An Ursula K. Le Guin Documentary That Was a Decade in the Making Finally Got Its World Premiere

And according to early reviews, it was worth the wait.

Courtesy of Worlds of Ursula K Le Guin

A new documentary about late Portland author Ursula Le Guin premiered yesterday at the UK's Sheffield Doc/Fest to raves.

Directed by Arwen Curry, Worlds of Ursula K. Le Guin took 10 years to make. According to one of the film's first reviews, published by Vice, "the wait was well worth it."

Worlds of Ursula K. Le Guin traces her career from struggling to get published to becoming a science fiction and feminist icon with novels like The Farthest Shore and her Earthsea series.

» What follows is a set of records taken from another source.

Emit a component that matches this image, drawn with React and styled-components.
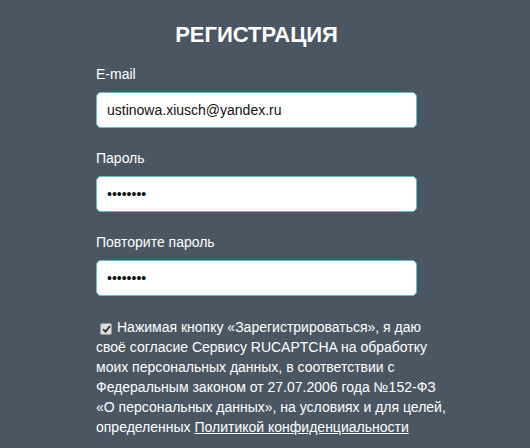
import React from "react";
import styled, { createGlobalStyle } from "styled-components";

const Global = createGlobalStyle`
  html, body { margin: 0; padding: 0; background: #4a5762; }
  body { font-family: "Liberation Sans", Arial, sans-serif; color: #fff; }
  * { box-sizing: border-box; }
`;

const Page = styled.div`
  min-height: 448px;
  background: #4a5762;
  padding: 22px 0 0 96px;
`;

const Form = styled.form`
  width: 351px;
  display: flex;
  flex-direction: column;
`;

const Title = styled.h1`
  width: 321px;
  margin: 0 0 19px;
  font-size: 22px;
  line-height: 25px;
  font-weight: bold;
  text-align: center;
  color: #fff;
`;

const Label = styled.label`
  display: block;
  font-size: 14px;
  line-height: 16px;
  color: #fff;
  margin-bottom: 10px;
`;

const Field = styled.div`
  display: flex;
  flex-direction: column;
  margin-bottom: ${(p) => p.$gap}px;
`;

const Input = styled.input`
  width: 321px;
  height: 36px;
  border: 1px solid #5fc3c6;
  border-radius: 5px;
  background: #fff;
  padding: 0 10px;
  font-family: "Liberation Sans", Arial, sans-serif;
  font-size: 14px;
  color: #111;
  outline: none;
`;

const Consent = styled.p`
  margin: 0;
  font-size: 14px;
  line-height: 20px;
  color: #fff;
`;

const Box = styled.span`
  display: inline-flex;
  align-items: center;
  justify-content: center;
  width: 12px;
  height: 12px;
  margin: 0 5px 0 4px;
  vertical-align: -1px;
  background: #dedede;
  border: 1px solid #9a9a9a;
  border-radius: 2px;
`;

const Link = styled.a`
  color: #fff;
  text-decoration: underline;
`;

export default function App() {
  return (
    <Page>
      <Global />
      <Form onSubmit={(e) => e.preventDefault()}>
        <Title>РЕГИСТРАЦИЯ</Title>
        <Field $gap={22}>
          <Label>E-mail</Label>
          <Input type="text" defaultValue="ustinowa.xiusch@yandex.ru" />
        </Field>
        <Field $gap={22}>
          <Label>Пароль</Label>
          <Input type="password" defaultValue="12345678" />
        </Field>
        <Field $gap={21}>
          <Label>Повторите пароль</Label>
          <Input type="password" defaultValue="12345678" />
        </Field>
        <Consent>
          <Box>
            <svg width="9" height="8" viewBox="0 0 9 8">
              <path d="M1 4.2 L3.4 6.6 L8 1.2" fill="none" stroke="#333" strokeWidth="1.8" />
            </svg>
          </Box>
          Нажимая кнопку «Зарегистрироваться», я даю своё согласие Сервису RUCAPTCHA на обработку моих персональных данных, в соответствии с Федеральным законом от 27.07.2006 года №152-ФЗ «О персональных данных», на условиях и для целей, определенных{" "}
          <Link href="#">Политикой конфиденциальности</Link>
        </Consent>
      </Form>
    </Page>
  );
}
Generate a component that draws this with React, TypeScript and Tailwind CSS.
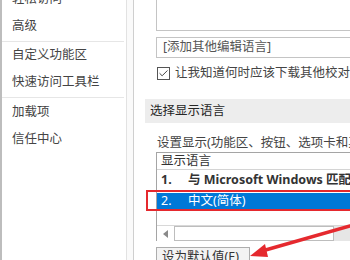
import { Check } from 'lucide-react';

const navTop = ['轻松访问', '高级'];
const navMid = ['自定义功能区', '快速访问工具栏'];
const navBottom = ['加载项', '信任中心'];

function NavItem({ label, className = '' }: { label: string; className?: string }) {
  return (
    <div className={`h-[27px] shrink-0 flex items-center pl-[10px] text-[12.5px] text-[#444] ${className}`}>{label}</div>
  );
}

export default function App() {
  return (
    <div className="relative w-[350px] h-[260px] overflow-hidden bg-white flex font-['Noto_Sans','Noto_Sans_CJK_SC',sans-serif]">
      {/* left nav */}
      <div className="w-[2px] bg-[#bdbdbd] shrink-0" />
      <div className="w-[125px] shrink-0 border-r border-[#e2e2e2] flex flex-col">
        <NavItem label={navTop[0]} className="mt-[-14px]" />
        <NavItem label={navTop[1]} />
        <div className="h-px shrink-0 bg-[#e6e6e6] mt-[1px] mr-[2px]" />
        {navMid.map((l) => <NavItem key={l} label={l} />)}
        <div className="h-px shrink-0 bg-[#e6e6e6] mt-[1px] mr-[2px]" />
        {navBottom.map((l, i) => <NavItem key={l} label={l} className={i === 0 ? 'mt-[1px]' : ''} />)}
      </div>
      <div className="w-[6px] shrink-0 bg-[#fafafa]" />
      <div className="w-px shrink-0 bg-[#cfcfcf]" />

      {/* right panel */}
      <div className="flex-1 min-w-0 flex flex-col text-[12.5px] text-[#444]">
        <div className="shrink-0 ml-[22px] h-[31px] w-[260px] border-l border-b border-[#c4c4c4]" />
        <div className="shrink-0 ml-[22px] mt-[6px] h-[21px] w-[260px] border border-[#c4c4c4] flex items-center pl-[6px] text-[#555] whitespace-nowrap">
          [添加其他编辑语言]
        </div>
        <div className="shrink-0 ml-[23px] mt-[8px] flex items-center gap-[5px] whitespace-nowrap h-[14px]">
          <div className="w-[13px] h-[13px] border border-[#555] bg-white flex items-center justify-center shrink-0">
            <Check size={11} strokeWidth={2} className="text-[#333]" />
          </div>
          <span>让我知道何时应该下载其他校对工具</span>
        </div>
        <div className="shrink-0 ml-[11px] mt-[19px] h-[24px] bg-[#ededed] flex items-center pl-[5px] text-[#262626] whitespace-nowrap">
          选择显示语言
        </div>
        <div className="shrink-0 ml-[23px] mt-[12px] h-[16px] flex items-center whitespace-nowrap">
          设置显示(功能区、按钮、选项卡和其他控件)
        </div>
        <div className="shrink-0 ml-[22px] mt-[1px] w-[260px] h-[89px] border-l border-t border-[#a5a5a5] flex flex-col">
          <div className="shrink-0 h-[17px] border-b border-[#d4d4d4] flex items-center pl-[4px] whitespace-nowrap text-[#333]">显示语言</div>
          <div className="shrink-0 h-[20px] flex items-center pl-[4px] font-bold text-[#333] whitespace-nowrap">
            <span className="w-[27px]">1.</span>与 Microsoft Windows 匹配
          </div>
          <div className="shrink-0 h-[16px] mt-[3px] bg-[#0078d7] flex items-center pl-[4px] text-white whitespace-nowrap">
            <span className="w-[27px]">2.</span>中文(简体)
          </div>
          <div className="shrink-0 mt-auto h-[16px] flex border-t border-[#d8d8d8]">
            <div className="w-[17px] flex items-center justify-center">
              <svg width="5" height="8" viewBox="0 0 5 8"><path d="M5 0 L0 4 L5 8 Z" fill="#8a8a8a" /></svg>
            </div>
            <div className="w-[160px] border border-[#bdbdbd] bg-white" />
            <div className="flex-1 bg-[#e6e6e6]" />
          </div>
        </div>
        <div className="shrink-0 ml-[22px] mt-[6px] w-[94px] h-[20px] border border-[#adadad] bg-[#f3f3f3] flex items-center pl-[5px] whitespace-nowrap text-[#333]">
          设为默认值(E)
        </div>
      </div>

      {/* red annotation box */}
      <div className="absolute left-[146px] top-[190px] w-[220px] h-[21px] border-2 border-[#e5292e]" />

      {/* red arrow */}
      <svg className="absolute left-0 top-0" width="350" height="260" viewBox="0 0 350 260">
        <path d="M350 226 L262 251" stroke="#e5292e" strokeWidth="3.5" strokeLinecap="round" />
        <path d="M250 256 L265 244 L268 257 Z" fill="#e5292e" />
      </svg>
    </div>
  );
}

Related: Pioneering Portland Author Ursula Le Guin Has Died

"When I started writing, the basic assumption about fiction was that men were at the center of it," Le Guin says in an interview in the movie, according to an article in The Guardian. "I don't know how many times I was told I write well, but, 'we don't know quite what you're doing.'"

The documentary is the first feature-length film directed by Curry, who is based in San Francisco. In the decade leading up to her death earlier this year, Curry worked closely with Le Guin. Curry conducted dozens of interviews with the notoriously camera-shy author, her family and authors like Neil Gaiman and Margaret Atwood, whom Le Guin influenced. The film was in the editing stage when Le Guin died in her home in January at the age of 88.

Worlds of Ursula K. Le Guin does not yet have plans for U.S. screenings, but will  broadcast on PBS's American Masters series sometime next year.